The question of whether a vertically integrated prodcuer of REPM alloys can be profitable in the non-Chinese world is close to a practical test. If such an entity comes into existence in the next five years, it will almost certainly prod private equity and perhaps even the U.S. government or the governing body of the EU to subsidize a merger of that entity and a REPM manufacturer so as to secure the supply chain for REPMs.
Of course, this will only occur if a Chinese-, Japanese- or Indian-owned and operated entity, private or governmental, does not beat Western private equity and public finance to the finsih line.
This rare earth issue is not isolated; it is, in fact, the first reorganization of a natural-resource production and flow driven by the transfer of of the center of industrial manufacturing from the U.S. and Europe to Southeast Asia. The unexpeced aspect of this logical devlopment is that the global centers of finance have already shifted East accross the Pacific Ocean. Thus, the gloabl control of the situation has passed to China, Japan, Korea—and soon—India. We in the West can now watch as the global model of securing raw materials and using them to produce finished goods for export, in and from the securing country (the imperialist model), has now been reborn in China. The biggest and most important difference between the trading aspects of Imperial Britain in 1900 and the People's Republic of China (PRC) in 2010 is that the internal market of the PRC is so vast that it can absorb, in all probabilty, the entirity of the world's production of the rare technology metals for a very long time before it is saturated and mature.
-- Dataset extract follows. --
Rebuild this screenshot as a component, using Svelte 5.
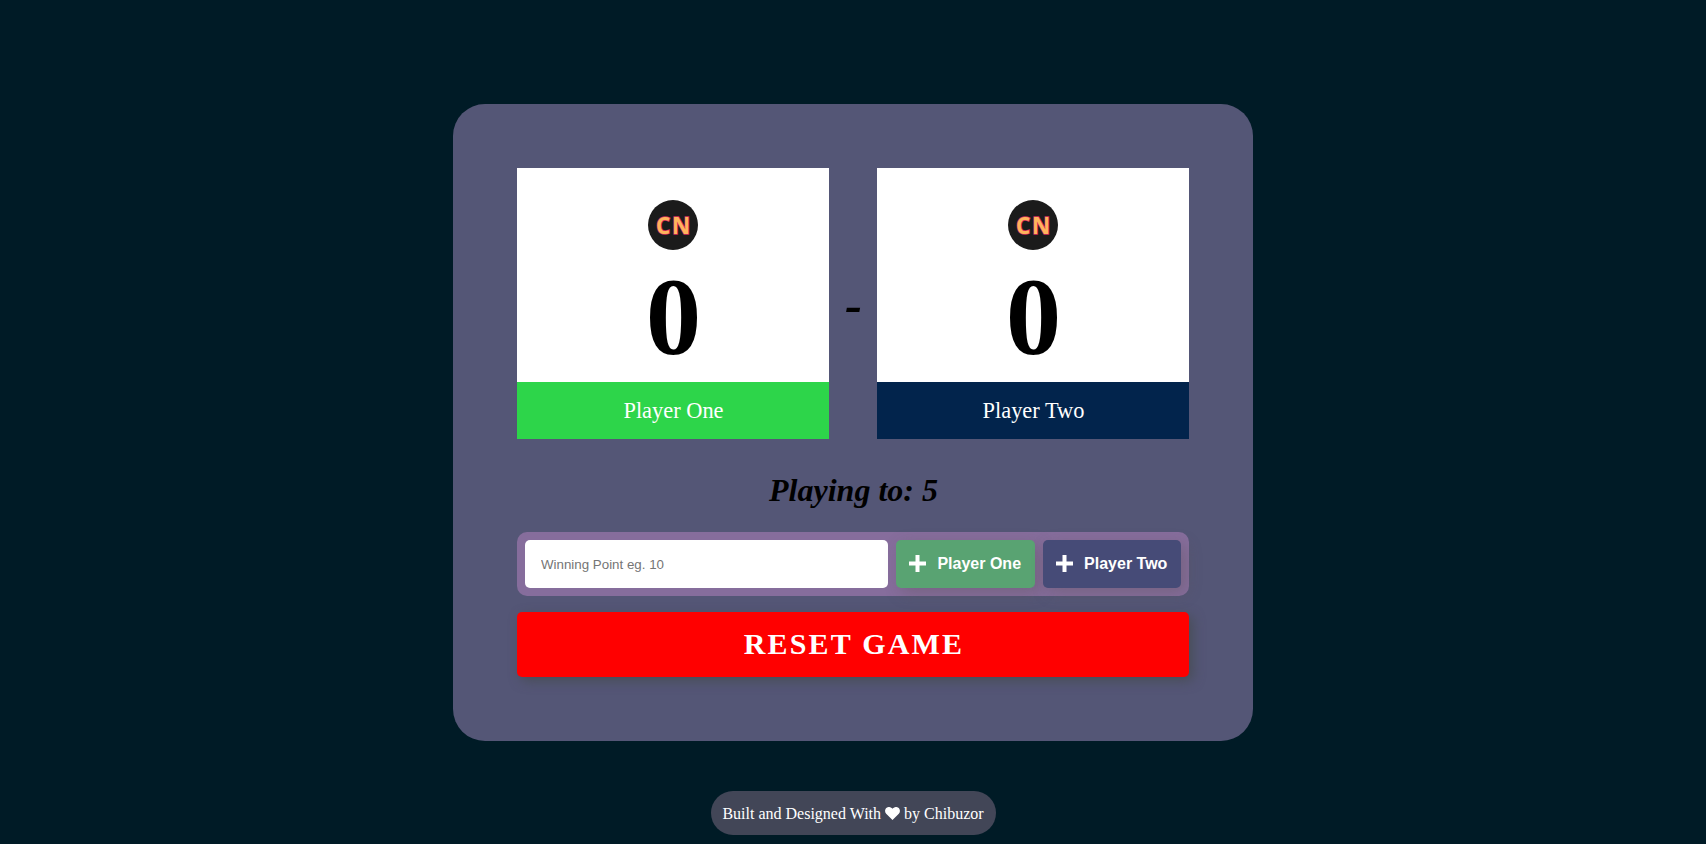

The challenge for non-Chinese manufacturing industry is the security of the supply of its rare technology metals. If this does not occur, then there will be no non-Chinese manufacturing of industrial items critcally dependent upon the metals that are not available except within, and to, China. The rare earth permanent magnet indusrty is merely caught up in the first skirmish of the 21st century's resource reallocation. Let us pray that, when this reallocation happens with water, energy and food, it is a peaceful reallocation.